Short problem: Will you output all of the data below exactly, omitting the images?

Records with interface code:
_ _ _ _ _

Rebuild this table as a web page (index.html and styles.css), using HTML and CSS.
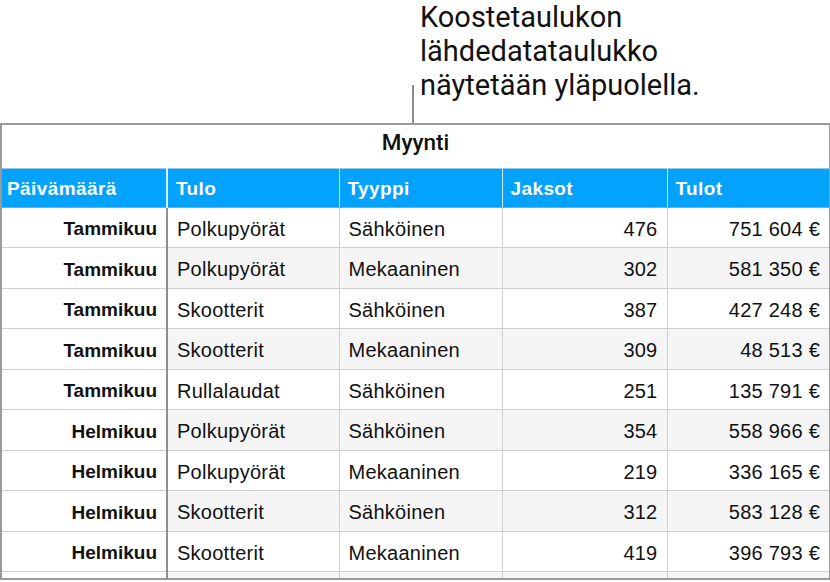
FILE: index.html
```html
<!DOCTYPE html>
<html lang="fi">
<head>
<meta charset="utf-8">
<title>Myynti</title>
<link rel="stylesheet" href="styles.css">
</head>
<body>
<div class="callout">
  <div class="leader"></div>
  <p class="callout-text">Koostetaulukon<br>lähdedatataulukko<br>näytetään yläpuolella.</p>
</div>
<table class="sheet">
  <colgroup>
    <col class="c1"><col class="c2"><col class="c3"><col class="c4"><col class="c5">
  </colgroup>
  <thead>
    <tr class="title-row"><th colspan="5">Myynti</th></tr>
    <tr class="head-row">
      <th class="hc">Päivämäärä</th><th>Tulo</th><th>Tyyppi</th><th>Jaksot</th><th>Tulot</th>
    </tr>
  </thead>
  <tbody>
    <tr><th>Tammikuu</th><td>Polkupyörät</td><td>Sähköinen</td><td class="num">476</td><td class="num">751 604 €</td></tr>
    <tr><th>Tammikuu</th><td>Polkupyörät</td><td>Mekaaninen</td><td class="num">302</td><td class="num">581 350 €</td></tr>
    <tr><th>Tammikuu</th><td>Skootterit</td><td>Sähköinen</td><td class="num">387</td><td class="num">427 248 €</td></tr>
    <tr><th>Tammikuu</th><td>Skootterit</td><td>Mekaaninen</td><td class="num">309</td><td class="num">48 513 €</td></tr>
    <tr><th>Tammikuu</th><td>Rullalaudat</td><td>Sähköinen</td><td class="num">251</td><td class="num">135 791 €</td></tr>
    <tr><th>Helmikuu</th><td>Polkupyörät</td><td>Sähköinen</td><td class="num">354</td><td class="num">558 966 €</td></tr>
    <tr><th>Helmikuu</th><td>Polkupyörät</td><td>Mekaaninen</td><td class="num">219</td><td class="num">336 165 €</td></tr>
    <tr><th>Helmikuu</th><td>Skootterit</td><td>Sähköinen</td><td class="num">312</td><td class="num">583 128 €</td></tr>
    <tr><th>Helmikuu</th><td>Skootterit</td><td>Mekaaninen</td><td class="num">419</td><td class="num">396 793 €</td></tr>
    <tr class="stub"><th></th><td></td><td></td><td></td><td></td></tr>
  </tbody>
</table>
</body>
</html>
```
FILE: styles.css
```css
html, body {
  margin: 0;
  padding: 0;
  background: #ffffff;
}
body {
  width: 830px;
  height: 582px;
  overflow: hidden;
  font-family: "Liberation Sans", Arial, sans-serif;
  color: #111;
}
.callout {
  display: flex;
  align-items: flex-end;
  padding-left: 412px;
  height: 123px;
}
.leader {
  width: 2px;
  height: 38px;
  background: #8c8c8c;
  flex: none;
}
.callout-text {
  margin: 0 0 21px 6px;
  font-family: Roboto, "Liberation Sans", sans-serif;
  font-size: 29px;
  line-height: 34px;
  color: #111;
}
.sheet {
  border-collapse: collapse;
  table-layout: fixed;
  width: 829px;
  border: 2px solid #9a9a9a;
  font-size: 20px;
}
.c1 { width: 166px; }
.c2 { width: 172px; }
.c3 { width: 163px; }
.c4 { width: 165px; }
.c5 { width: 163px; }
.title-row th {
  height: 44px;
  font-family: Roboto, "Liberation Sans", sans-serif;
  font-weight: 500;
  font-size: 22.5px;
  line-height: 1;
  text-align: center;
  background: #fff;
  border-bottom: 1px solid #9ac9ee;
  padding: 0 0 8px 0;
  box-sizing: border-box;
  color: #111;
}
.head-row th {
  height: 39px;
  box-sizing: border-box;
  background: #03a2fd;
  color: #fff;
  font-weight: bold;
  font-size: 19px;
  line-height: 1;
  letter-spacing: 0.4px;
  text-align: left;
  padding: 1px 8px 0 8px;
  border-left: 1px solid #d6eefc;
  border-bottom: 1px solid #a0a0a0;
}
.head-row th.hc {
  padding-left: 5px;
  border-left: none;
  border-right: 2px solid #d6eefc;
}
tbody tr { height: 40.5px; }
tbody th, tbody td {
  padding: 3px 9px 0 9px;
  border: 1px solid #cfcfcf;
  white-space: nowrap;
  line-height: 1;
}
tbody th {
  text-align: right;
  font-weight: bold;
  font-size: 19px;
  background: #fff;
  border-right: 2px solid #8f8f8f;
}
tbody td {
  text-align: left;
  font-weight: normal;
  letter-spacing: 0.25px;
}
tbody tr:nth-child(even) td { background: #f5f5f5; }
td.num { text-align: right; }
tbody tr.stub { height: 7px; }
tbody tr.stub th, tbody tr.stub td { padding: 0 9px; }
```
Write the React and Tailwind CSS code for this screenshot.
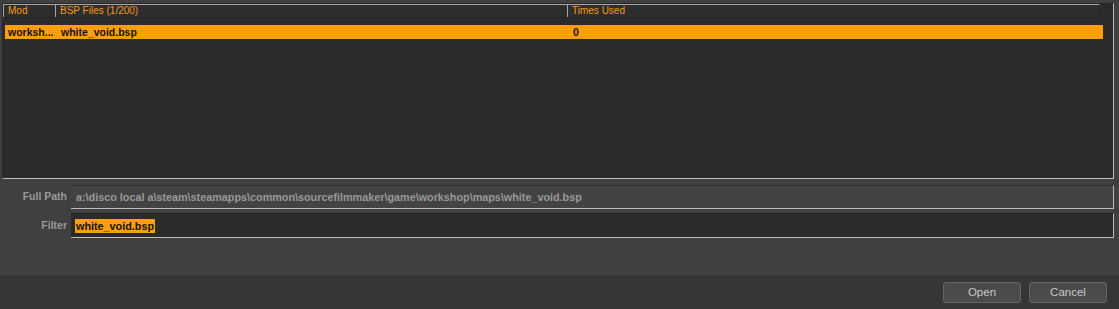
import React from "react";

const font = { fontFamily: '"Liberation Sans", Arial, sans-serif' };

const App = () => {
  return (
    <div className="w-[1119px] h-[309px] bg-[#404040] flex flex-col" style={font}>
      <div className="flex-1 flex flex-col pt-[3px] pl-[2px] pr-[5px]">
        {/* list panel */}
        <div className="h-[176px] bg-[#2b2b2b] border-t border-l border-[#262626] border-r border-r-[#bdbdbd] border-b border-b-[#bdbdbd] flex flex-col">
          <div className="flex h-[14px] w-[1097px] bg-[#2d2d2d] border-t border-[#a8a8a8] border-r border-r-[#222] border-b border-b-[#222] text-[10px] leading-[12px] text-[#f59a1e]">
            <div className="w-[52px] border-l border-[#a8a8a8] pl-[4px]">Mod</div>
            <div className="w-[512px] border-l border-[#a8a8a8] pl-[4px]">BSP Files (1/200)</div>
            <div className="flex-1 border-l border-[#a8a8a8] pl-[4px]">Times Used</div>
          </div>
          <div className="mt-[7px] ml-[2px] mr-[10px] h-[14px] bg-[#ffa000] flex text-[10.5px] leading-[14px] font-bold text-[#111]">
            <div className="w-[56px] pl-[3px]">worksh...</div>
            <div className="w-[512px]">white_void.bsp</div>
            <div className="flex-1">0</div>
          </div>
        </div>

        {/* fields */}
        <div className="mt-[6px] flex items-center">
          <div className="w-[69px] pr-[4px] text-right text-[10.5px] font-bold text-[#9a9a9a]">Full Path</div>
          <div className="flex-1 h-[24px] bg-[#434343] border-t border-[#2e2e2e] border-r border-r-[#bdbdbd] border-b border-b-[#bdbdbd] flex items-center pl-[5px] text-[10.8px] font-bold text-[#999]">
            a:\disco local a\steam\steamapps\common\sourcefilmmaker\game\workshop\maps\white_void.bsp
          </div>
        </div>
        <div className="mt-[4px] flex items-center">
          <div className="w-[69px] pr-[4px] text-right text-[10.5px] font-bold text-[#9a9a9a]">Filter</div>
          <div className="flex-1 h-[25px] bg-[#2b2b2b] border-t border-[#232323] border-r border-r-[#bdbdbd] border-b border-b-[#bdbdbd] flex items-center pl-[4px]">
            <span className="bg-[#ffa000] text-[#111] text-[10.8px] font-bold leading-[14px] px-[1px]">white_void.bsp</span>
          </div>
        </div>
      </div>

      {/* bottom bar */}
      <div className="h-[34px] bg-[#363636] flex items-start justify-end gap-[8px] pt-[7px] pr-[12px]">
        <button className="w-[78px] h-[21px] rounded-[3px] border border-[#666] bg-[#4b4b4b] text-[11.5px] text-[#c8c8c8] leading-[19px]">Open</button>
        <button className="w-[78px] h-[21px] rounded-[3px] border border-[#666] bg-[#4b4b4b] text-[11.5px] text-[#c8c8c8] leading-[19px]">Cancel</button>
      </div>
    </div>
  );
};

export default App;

_ _ _ _ _

Full response:
Rebuild this table as a web page (index.html and styles.css), using HTML and CSS.
FILE: index.html
```html
<!DOCTYPE html>
<html lang="fi">
<head>
<meta charset="utf-8">
<title>Myynti</title>
<link rel="stylesheet" href="styles.css">
</head>
<body>
<div class="callout">
  <div class="leader"></div>
  <p class="callout-text">Koostetaulukon<br>lähdedatataulukko<br>näytetään yläpuolella.</p>
</div>
<table class="sheet">
  <colgroup>
    <col class="c1"><col class="c2"><col class="c3"><col class="c4"><col class="c5">
  </colgroup>
  <thead>
    <tr class="title-row"><th colspan="5">Myynti</th></tr>
    <tr class="head-row">
      <th class="hc">Päivämäärä</th><th>Tulo</th><th>Tyyppi</th><th>Jaksot</th><th>Tulot</th>
    </tr>
  </thead>
  <tbody>
    <tr><th>Tammikuu</th><td>Polkupyörät</td><td>Sähköinen</td><td class="num">476</td><td class="num">751 604 €</td></tr>
    <tr><th>Tammikuu</th><td>Polkupyörät</td><td>Mekaaninen</td><td class="num">302</td><td class="num">581 350 €</td></tr>
    <tr><th>Tammikuu</th><td>Skootterit</td><td>Sähköinen</td><td class="num">387</td><td class="num">427 248 €</td></tr>
    <tr><th>Tammikuu</th><td>Skootterit</td><td>Mekaaninen</td><td class="num">309</td><td class="num">48 513 €</td></tr>
    <tr><th>Tammikuu</th><td>Rullalaudat</td><td>Sähköinen</td><td class="num">251</td><td class="num">135 791 €</td></tr>
    <tr><th>Helmikuu</th><td>Polkupyörät</td><td>Sähköinen</td><td class="num">354</td><td class="num">558 966 €</td></tr>
    <tr><th>Helmikuu</th><td>Polkupyörät</td><td>Mekaaninen</td><td class="num">219</td><td class="num">336 165 €</td></tr>
    <tr><th>Helmikuu</th><td>Skootterit</td><td>Sähköinen</td><td class="num">312</td><td class="num">583 128 €</td></tr>
    <tr><th>Helmikuu</th><td>Skootterit</td><td>Mekaaninen</td><td class="num">419</td><td class="num">396 793 €</td></tr>
    <tr class="stub"><th></th><td></td><td></td><td></td><td></td></tr>
  </tbody>
</table>
</body>
</html>
```
FILE: styles.css
```css
html, body {
  margin: 0;
  padding: 0;
  background: #ffffff;
}
body {
  width: 830px;
  height: 582px;
  overflow: hidden;
  font-family: "Liberation Sans", Arial, sans-serif;
  color: #111;
}
.callout {
  display: flex;
  align-items: flex-end;
  padding-left: 412px;
  height: 123px;
}
.leader {
  width: 2px;
  height: 38px;
  background: #8c8c8c;
  flex: none;
}
.callout-text {
  margin: 0 0 21px 6px;
  font-family: Roboto, "Liberation Sans", sans-serif;
  font-size: 29px;
  line-height: 34px;
  color: #111;
}
.sheet {
  border-collapse: collapse;
  table-layout: fixed;
  width: 829px;
  border: 2px solid #9a9a9a;
  font-size: 20px;
}
.c1 { width: 166px; }
.c2 { width: 172px; }
.c3 { width: 163px; }
.c4 { width: 165px; }
.c5 { width: 163px; }
.title-row th {
  height: 44px;
  font-family: Roboto, "Liberation Sans", sans-serif;
  font-weight: 500;
  font-size: 22.5px;
  line-height: 1;
  text-align: center;
  background: #fff;
  border-bottom: 1px solid #9ac9ee;
  padding: 0 0 8px 0;
  box-sizing: border-box;
  color: #111;
}
.head-row th {
  height: 39px;
  box-sizing: border-box;
  background: #03a2fd;
  color: #fff;
  font-weight: bold;
  font-size: 19px;
  line-height: 1;
  letter-spacing: 0.4px;
  text-align: left;
  padding: 1px 8px 0 8px;
  border-left: 1px solid #d6eefc;
  border-bottom: 1px solid #a0a0a0;
}
.head-row th.hc {
  padding-left: 5px;
  border-left: none;
  border-right: 2px solid #d6eefc;
}
tbody tr { height: 40.5px; }
tbody th, tbody td {
  padding: 3px 9px 0 9px;
  border: 1px solid #cfcfcf;
  white-space: nowrap;
  line-height: 1;
}
tbody th {
  text-align: right;
  font-weight: bold;
  font-size: 19px;
  background: #fff;
  border-right: 2px solid #8f8f8f;
}
tbody td {
  text-align: left;
  font-weight: normal;
  letter-spacing: 0.25px;
}
tbody tr:nth-child(even) td { background: #f5f5f5; }
td.num { text-align: right; }
tbody tr.stub { height: 7px; }
tbody tr.stub th, tbody tr.stub td { padding: 0 9px; }
```
Write the React and Tailwind CSS code for this screenshot.
import React from "react";

const font = { fontFamily: '"Liberation Sans", Arial, sans-serif' };

const App = () => {
  return (
    <div className="w-[1119px] h-[309px] bg-[#404040] flex flex-col" style={font}>
      <div className="flex-1 flex flex-col pt-[3px] pl-[2px] pr-[5px]">
        {/* list panel */}
        <div className="h-[176px] bg-[#2b2b2b] border-t border-l border-[#262626] border-r border-r-[#bdbdbd] border-b border-b-[#bdbdbd] flex flex-col">
          <div className="flex h-[14px] w-[1097px] bg-[#2d2d2d] border-t border-[#a8a8a8] border-r border-r-[#222] border-b border-b-[#222] text-[10px] leading-[12px] text-[#f59a1e]">
            <div className="w-[52px] border-l border-[#a8a8a8] pl-[4px]">Mod</div>
            <div className="w-[512px] border-l border-[#a8a8a8] pl-[4px]">BSP Files (1/200)</div>
            <div className="flex-1 border-l border-[#a8a8a8] pl-[4px]">Times Used</div>
          </div>
          <div className="mt-[7px] ml-[2px] mr-[10px] h-[14px] bg-[#ffa000] flex text-[10.5px] leading-[14px] font-bold text-[#111]">
            <div className="w-[56px] pl-[3px]">worksh...</div>
            <div className="w-[512px]">white_void.bsp</div>
            <div className="flex-1">0</div>
          </div>
        </div>

        {/* fields */}
        <div className="mt-[6px] flex items-center">
          <div className="w-[69px] pr-[4px] text-right text-[10.5px] font-bold text-[#9a9a9a]">Full Path</div>
          <div className="flex-1 h-[24px] bg-[#434343] border-t border-[#2e2e2e] border-r border-r-[#bdbdbd] border-b border-b-[#bdbdbd] flex items-center pl-[5px] text-[10.8px] font-bold text-[#999]">
            a:\disco local a\steam\steamapps\common\sourcefilmmaker\game\workshop\maps\white_void.bsp
          </div>
        </div>
        <div className="mt-[4px] flex items-center">
          <div className="w-[69px] pr-[4px] text-right text-[10.5px] font-bold text-[#9a9a9a]">Filter</div>
          <div className="flex-1 h-[25px] bg-[#2b2b2b] border-t border-[#232323] border-r border-r-[#bdbdbd] border-b border-b-[#bdbdbd] flex items-center pl-[4px]">
            <span className="bg-[#ffa000] text-[#111] text-[10.8px] font-bold leading-[14px] px-[1px]">white_void.bsp</span>
          </div>
        </div>
      </div>

      {/* bottom bar */}
      <div className="h-[34px] bg-[#363636] flex items-start justify-end gap-[8px] pt-[7px] pr-[12px]">
        <button className="w-[78px] h-[21px] rounded-[3px] border border-[#666] bg-[#4b4b4b] text-[11.5px] text-[#c8c8c8] leading-[19px]">Open</button>
        <button className="w-[78px] h-[21px] rounded-[3px] border border-[#666] bg-[#4b4b4b] text-[11.5px] text-[#c8c8c8] leading-[19px]">Cancel</button>
      </div>
    </div>
  );
};

export default App;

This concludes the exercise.